“Do you have any tips for mixing and mingling if you are only half Jewish?”
—Question from the submission box at The Debrief’s column launch party

created at: 2013-04-08In my last post, I opened a discussion about the challenges of feeling “not Jewish enough” as you get ready to go to a Jewish community event. Countless other anxieties come up for me around these events too. Here are some strategies to try as you focus on engaging in conversation, connecting with others, and perhaps sparking a sexual or romantic relationship.

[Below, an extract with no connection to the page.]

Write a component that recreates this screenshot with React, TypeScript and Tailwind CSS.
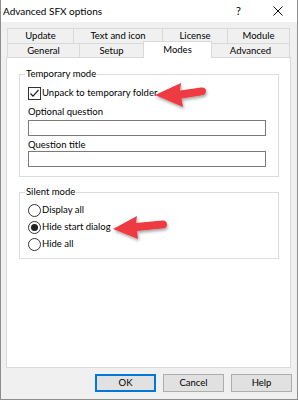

As you prepare to go out, ask yourself:

  • What are you looking for tonight? What different kinds of people would excite you? What different kinds of connections are you hoping to make?
  • What do you want to ask other people? What are you curious about? It could be something timely or related to the theme of the event, or maybe just something that’s on your mind.
  • What do you want to share about yourself? What have you been doing or thinking about that would be fun, interesting, or useful to discuss tonight? Maybe you have a story from your week you’re eager to tell, or maybe you’re working on an idea and want to see how other people respond to it.
  • What do you not want to discuss? What questions are you dreading, and how can you deflect them? Prepare some lines that can help you “pass” on questions you’re not ready to answer. It could be as clear as, “Oh my goodness, don’t ask about grad school right now!” Or a diversion, like, “Ask me about my garden instead,” or a casual shrug and swift change of conversation topic.

During the event, try to:

  • Introduce yourself. Assume the person you’re talking to is more shy and nervous than you are.
  • Ask questions. Then be a good listener! Ask follow-up questions and appreciate what someone is sharing with you.
  • Share things about yourself that are meaningful. Tell someone what you’ve been doing, reading, or thinking about lately that really excites you. Tell him or her what you’re looking forward to in the coming week or month. Communicate what you’re about and what’s important to you.
  • Be picky. Someone who makes you uncomfortable, for whatever reason, is simply not worth it. It’s always OK to walk away if you’re not feeling good about the other person.
  • Leave the conversation eventually. You’re all here to mingle, and you don’t need to stay with one person forever. Even if you really, really like them. Say: “It was so great to meet you. I’m excited to see you again in the future,” or simply say,  “Excuse me.”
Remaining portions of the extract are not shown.